● **Dataset content**
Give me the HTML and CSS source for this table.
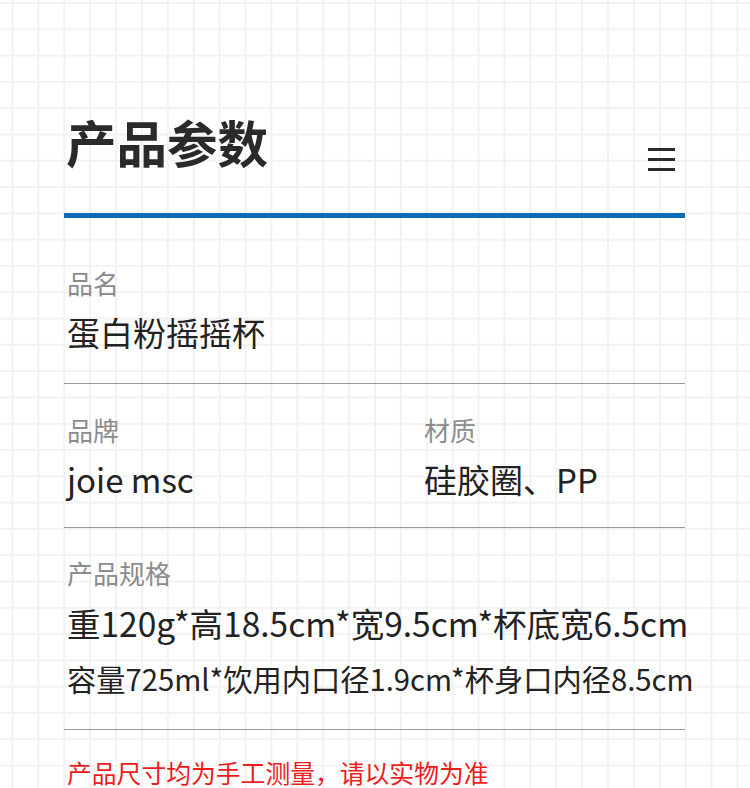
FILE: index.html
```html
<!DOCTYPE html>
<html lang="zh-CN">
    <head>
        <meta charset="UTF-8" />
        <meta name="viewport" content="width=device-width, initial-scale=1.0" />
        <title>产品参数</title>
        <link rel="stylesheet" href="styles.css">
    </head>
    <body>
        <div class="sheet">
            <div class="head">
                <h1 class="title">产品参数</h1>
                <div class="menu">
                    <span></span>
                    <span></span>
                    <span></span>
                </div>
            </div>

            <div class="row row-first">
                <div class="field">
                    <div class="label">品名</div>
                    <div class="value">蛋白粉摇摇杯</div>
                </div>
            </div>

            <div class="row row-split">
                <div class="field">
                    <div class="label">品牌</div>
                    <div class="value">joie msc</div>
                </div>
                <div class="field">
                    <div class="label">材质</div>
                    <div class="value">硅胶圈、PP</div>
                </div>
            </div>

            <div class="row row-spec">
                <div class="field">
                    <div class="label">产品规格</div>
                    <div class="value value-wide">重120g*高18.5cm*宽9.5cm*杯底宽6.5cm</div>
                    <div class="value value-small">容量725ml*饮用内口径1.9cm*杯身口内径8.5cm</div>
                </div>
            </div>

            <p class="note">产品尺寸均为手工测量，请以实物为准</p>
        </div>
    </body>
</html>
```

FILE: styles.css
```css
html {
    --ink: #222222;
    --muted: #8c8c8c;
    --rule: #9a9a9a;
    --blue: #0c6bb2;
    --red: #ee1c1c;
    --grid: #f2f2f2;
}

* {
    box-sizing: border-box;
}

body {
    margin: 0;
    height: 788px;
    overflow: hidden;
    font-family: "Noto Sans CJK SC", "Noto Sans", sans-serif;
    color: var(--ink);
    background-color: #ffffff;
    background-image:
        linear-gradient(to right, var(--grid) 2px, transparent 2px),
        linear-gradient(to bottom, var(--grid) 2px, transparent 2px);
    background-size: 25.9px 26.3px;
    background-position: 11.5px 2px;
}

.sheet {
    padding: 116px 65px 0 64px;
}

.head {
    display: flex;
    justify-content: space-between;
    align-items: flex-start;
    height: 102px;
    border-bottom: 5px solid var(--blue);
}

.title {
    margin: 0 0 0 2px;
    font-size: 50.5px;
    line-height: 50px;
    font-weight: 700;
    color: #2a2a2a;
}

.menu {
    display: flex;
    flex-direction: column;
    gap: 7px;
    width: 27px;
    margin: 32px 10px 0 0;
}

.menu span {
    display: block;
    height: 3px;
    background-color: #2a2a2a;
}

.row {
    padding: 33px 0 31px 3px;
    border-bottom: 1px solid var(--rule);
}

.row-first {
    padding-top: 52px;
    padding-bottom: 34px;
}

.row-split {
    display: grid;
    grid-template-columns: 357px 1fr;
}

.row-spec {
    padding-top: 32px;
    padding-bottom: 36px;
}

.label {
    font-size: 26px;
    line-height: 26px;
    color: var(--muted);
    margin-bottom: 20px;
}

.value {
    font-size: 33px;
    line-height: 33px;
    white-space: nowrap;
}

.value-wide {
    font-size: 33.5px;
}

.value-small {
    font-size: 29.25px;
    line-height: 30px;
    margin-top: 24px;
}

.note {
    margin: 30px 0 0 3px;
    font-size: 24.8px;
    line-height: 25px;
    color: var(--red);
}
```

● **Given exercise**
Leave out the pictures and print every line of the data exactly.

● **Written reply**
Give me the HTML and CSS source for this table.
FILE: index.html
```html
<!DOCTYPE html>
<html lang="zh-CN">
    <head>
        <meta charset="UTF-8" />
        <meta name="viewport" content="width=device-width, initial-scale=1.0" />
        <title>产品参数</title>
        <link rel="stylesheet" href="styles.css">
    </head>
    <body>
        <div class="sheet">
            <div class="head">
                <h1 class="title">产品参数</h1>
                <div class="menu">
                    <span></span>
                    <span></span>
                    <span></span>
                </div>
            </div>

            <div class="row row-first">
                <div class="field">
                    <div class="label">品名</div>
                    <div class="value">蛋白粉摇摇杯</div>
                </div>
            </div>

            <div class="row row-split">
                <div class="field">
                    <div class="label">品牌</div>
                    <div class="value">joie msc</div>
                </div>
                <div class="field">
                    <div class="label">材质</div>
                    <div class="value">硅胶圈、PP</div>
                </div>
            </div>

            <div class="row row-spec">
                <div class="field">
                    <div class="label">产品规格</div>
                    <div class="value value-wide">重120g*高18.5cm*宽9.5cm*杯底宽6.5cm</div>
                    <div class="value value-small">容量725ml*饮用内口径1.9cm*杯身口内径8.5cm</div>
                </div>
            </div>

            <p class="note">产品尺寸均为手工测量，请以实物为准</p>
        </div>
    </body>
</html>
```

FILE: styles.css
```css
html {
    --ink: #222222;
    --muted: #8c8c8c;
    --rule: #9a9a9a;
    --blue: #0c6bb2;
    --red: #ee1c1c;
    --grid: #f2f2f2;
}

* {
    box-sizing: border-box;
}

body {
    margin: 0;
    height: 788px;
    overflow: hidden;
    font-family: "Noto Sans CJK SC", "Noto Sans", sans-serif;
    color: var(--ink);
    background-color: #ffffff;
    background-image:
        linear-gradient(to right, var(--grid) 2px, transparent 2px),
        linear-gradient(to bottom, var(--grid) 2px, transparent 2px);
    background-size: 25.9px 26.3px;
    background-position: 11.5px 2px;
}

.sheet {
    padding: 116px 65px 0 64px;
}

.head {
    display: flex;
    justify-content: space-between;
    align-items: flex-start;
    height: 102px;
    border-bottom: 5px solid var(--blue);
}

.title {
    margin: 0 0 0 2px;
    font-size: 50.5px;
    line-height: 50px;
    font-weight: 700;
    color: #2a2a2a;
}

.menu {
    display: flex;
    flex-direction: column;
    gap: 7px;
    width: 27px;
    margin: 32px 10px 0 0;
}

.menu span {
    display: block;
    height: 3px;
    background-color: #2a2a2a;
}

.row {
    padding: 33px 0 31px 3px;
    border-bottom: 1px solid var(--rule);
}

.row-first {
    padding-top: 52px;
    padding-bottom: 34px;
}

.row-split {
    display: grid;
    grid-template-columns: 357px 1fr;
}

.row-spec {
    padding-top: 32px;
    padding-bottom: 36px;
}

.label {
    font-size: 26px;
    line-height: 26px;
    color: var(--muted);
    margin-bottom: 20px;
}

.value {
    font-size: 33px;
    line-height: 33px;
    white-space: nowrap;
}

.value-wide {
    font-size: 33.5px;
}

.value-small {
    font-size: 29.25px;
    line-height: 30px;
    margin-top: 24px;
}

.note {
    margin: 30px 0 0 3px;
    font-size: 24.8px;
    line-height: 25px;
    color: var(--red);
}
```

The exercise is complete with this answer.